Check a topology Hello I am starting my topology studies, and I am having difficulties with this exercise
Let $\infty \in X$ be a given element in a set. Check that $\tau = \{ A \subset{X}|  \infty \not\in A  $ or $X-A$ is finite $\}$
defines a topology on $X$.
I have to check that:

*

*$\varnothing$ and $X$ are open sets

*The union of any number of open sets is an open set

*The intersection of two open sets is an open set.
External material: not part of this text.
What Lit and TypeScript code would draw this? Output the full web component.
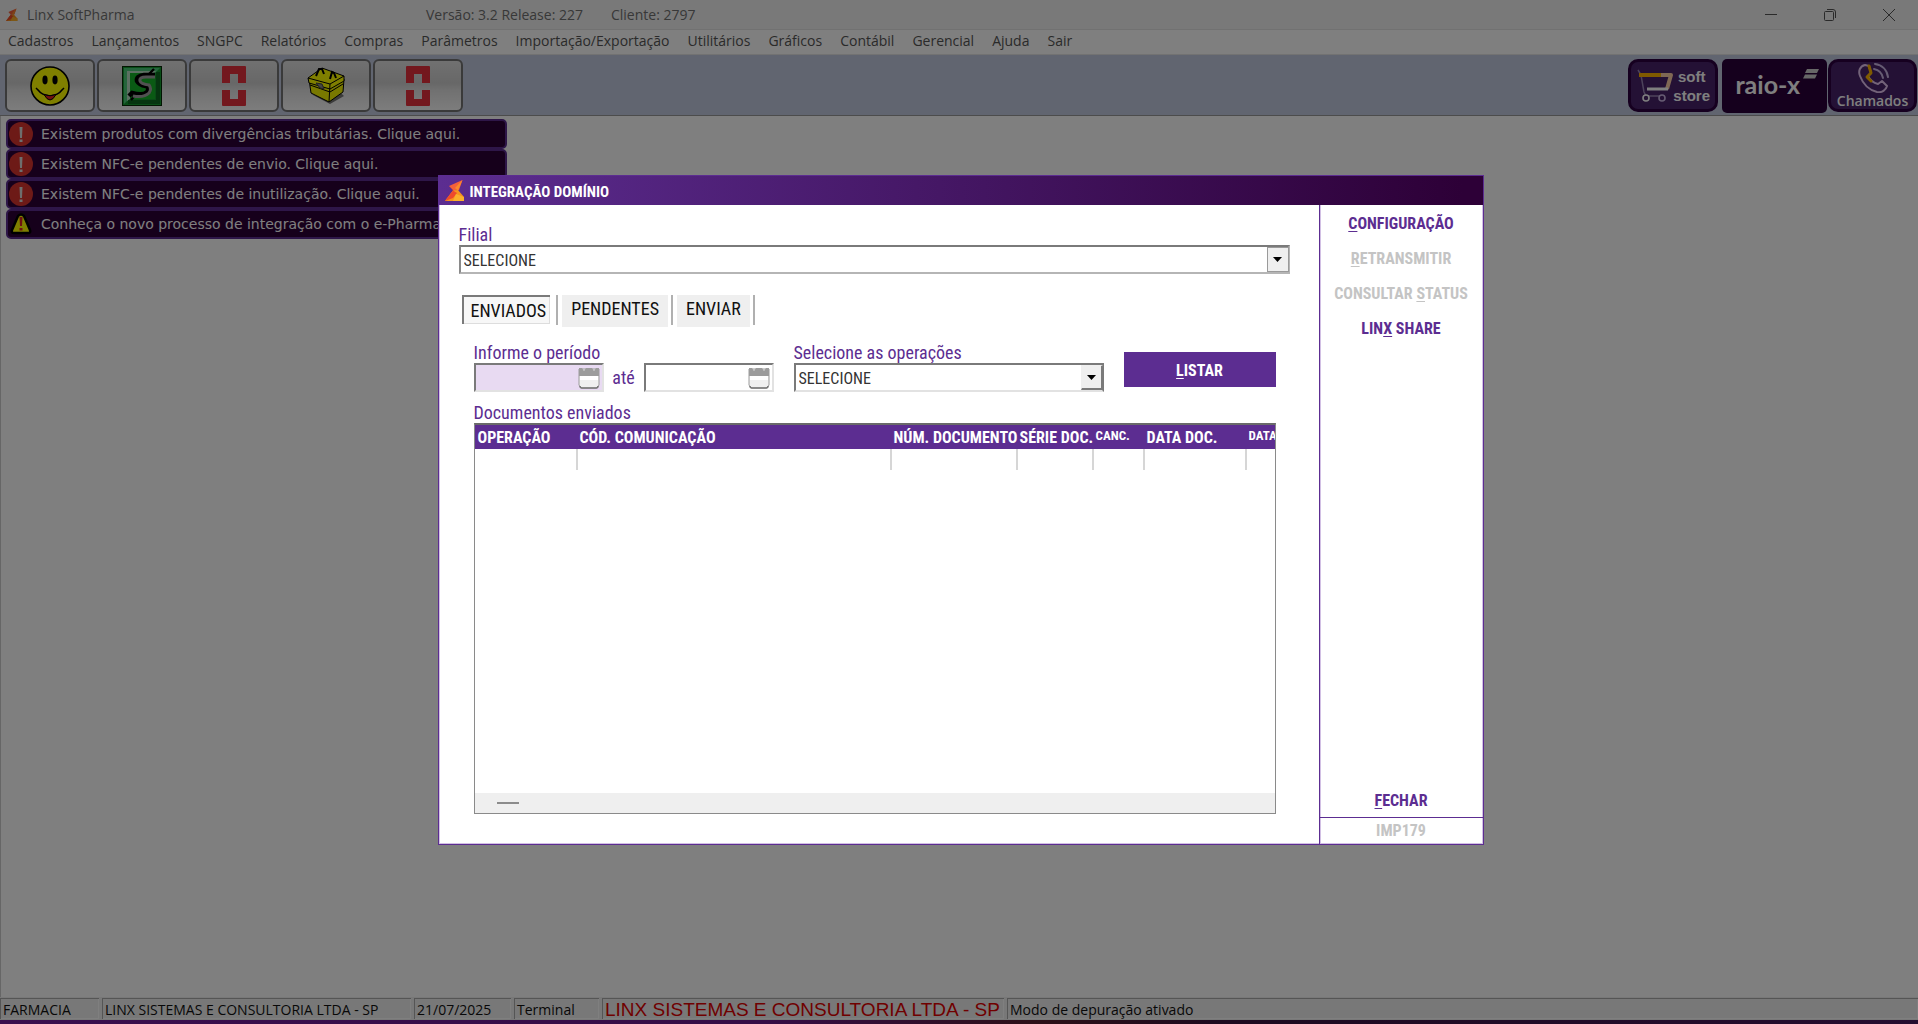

I don't know how to check it
Thanks
 A: We have a space $X$ with a distinguished point $\infty$.
Let $\tau$ be a topology (using the set of open sets definition) is defined as follows:
$$ \tau = \{ A \mathop| A \subset X \land (\infty \notin A \lor |X-A| \;\text{is finite}) \} $$
Let's check that condition 1 holds.
$\varnothing$ is an open set because $\infty$ is not in it.
$X$ is an open set because $|X-X|$ is empty and thus finite.
Let's check that condition 2 holds.
Let $F$ be a family of open sets. Suppose none of them contain $\infty$, then $\bigcup F$ also doesn't contain $\infty$ and is therefore open.
Suppose at least one element of $F$ contains $\infty$, let's pick one of them and call it $F_0$. Since $F_0$ is open and contains $\infty$ that means that $X-F_0$ is finite. $X-\bigcup F $ is necessarily a subset of $X-F_0$ and is therefore also finite. Therefore $\bigcup F$ is open.
Let's check that condition 3 holds.
Suppose we have two open sets $A$ and $B$.
If $A$ or $B$ or both fail to contain $\infty$, then $A \cap B$ also fails to contain $\infty$ and is therefore open.
If $|X-A|$ is finite and $|X-B|$ is finite then $|(X-A) \cup (X-B)|$ is finite and thus $|X - (A \cap B)|$ is finite. Therefore $A \cap B$ is open.